In part 1 of this BHN special report, two community homelessness prevention advocate experts featured in this broadcast both purported that it was a total community effort that took more than just collaboration, it was about communication: Mary Scott said Bakersfield achieved its "functional zero" homelessness by 2020 through taking it on as a "community issue," educating residents by demystifying the stereotypes of homeless people being considered mentally insane or as criminally adept. Marcus Salter said they had to change the narrative of "resource rich, but connection poor." City and county departments working with community organizations all had to be on the same page, meeting families where they are, providing targeted services for immediate needs.



Mary Scott serves as an Executive Team Leader of the Open Door Network (formerly Bakersfield Homeless Center and the Alliance Against Family Violence and Sexual Assault.) During her tenure, she has been responsible for the program design and development of the various aftercare case management programs and expansion of the housing programs of The Open Door Network. She has participated in the Bakersfield Kern Regional Homeless Collaborative Committees (BKRHC) for the past eight years partnering with community organizations that are working with the homeless population. Mary was a part of the team in Bakersfield, CA that reached functional zero for chronic homelessness in 2020. Mary Scott is recognized as a Black Leader in the movement to end homelessness in Kern County.

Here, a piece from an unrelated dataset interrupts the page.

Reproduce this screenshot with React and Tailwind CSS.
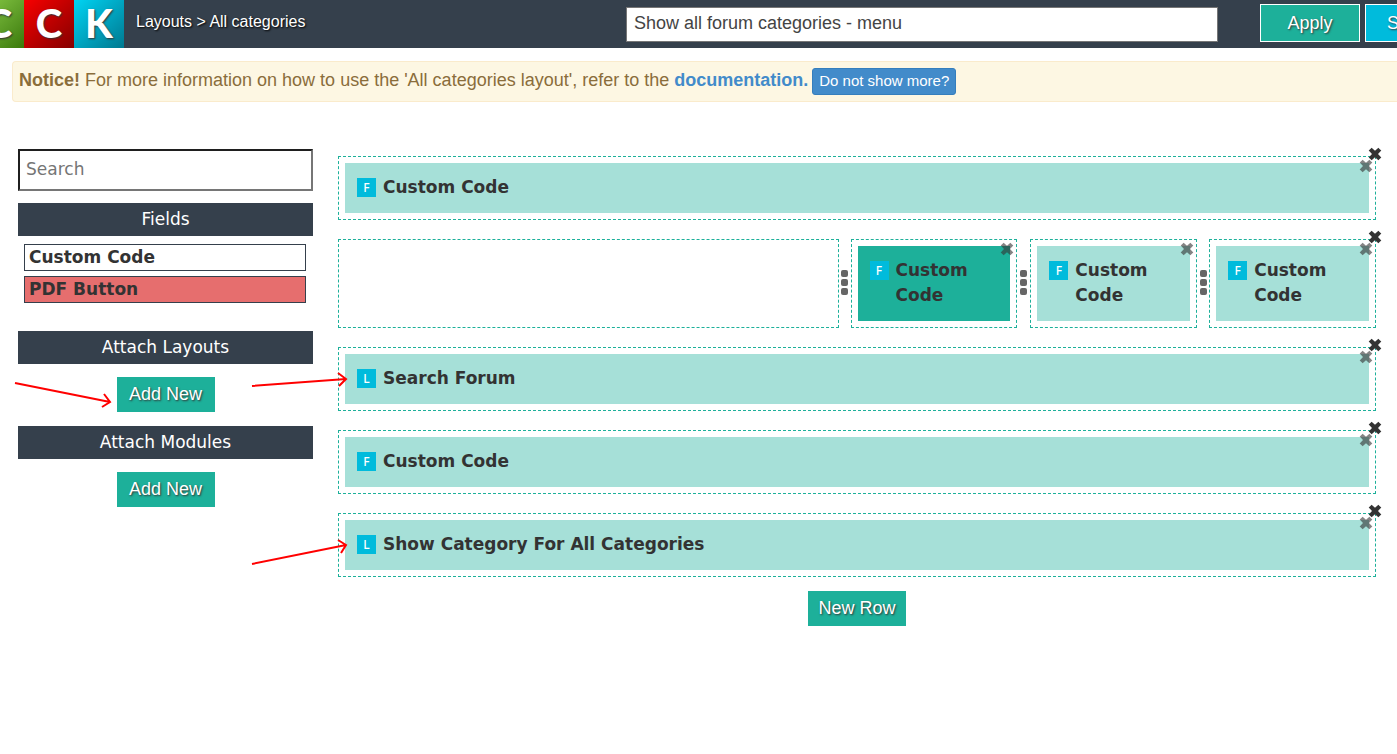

Marcus J. Salter has over 20 years of experience as an At-Risk Youth Counselor, Youth Outreach Worker and

Homelessness Prevention. His past experiences include

serving as the Managing Director of United Men in Recovery Inc./Pathway Housing, a program that provided housing and support services to men seeking recovery; Navigator Team Lead at Access Ohio to assist with the implementation of the new Navigator Program launched Oct 1, 2014-throughout the homeless system in Columbus Ohio, creating opportunities to positively impact the lives of individuals experiencing Homelessness while moving them successfully into affordable Housing. Today, Marcus is employed with Community Mediation Services of Central Ohio as a Housing Stability Specialist. He serves on the Board of Directors of the Columbus Coalition for the Homeless and is the founder of Keys to Successful Housing, a program to educate and empower vulnerable Youth and Adult populations by providing them with the necessary tools to build successful and stable housing experiences.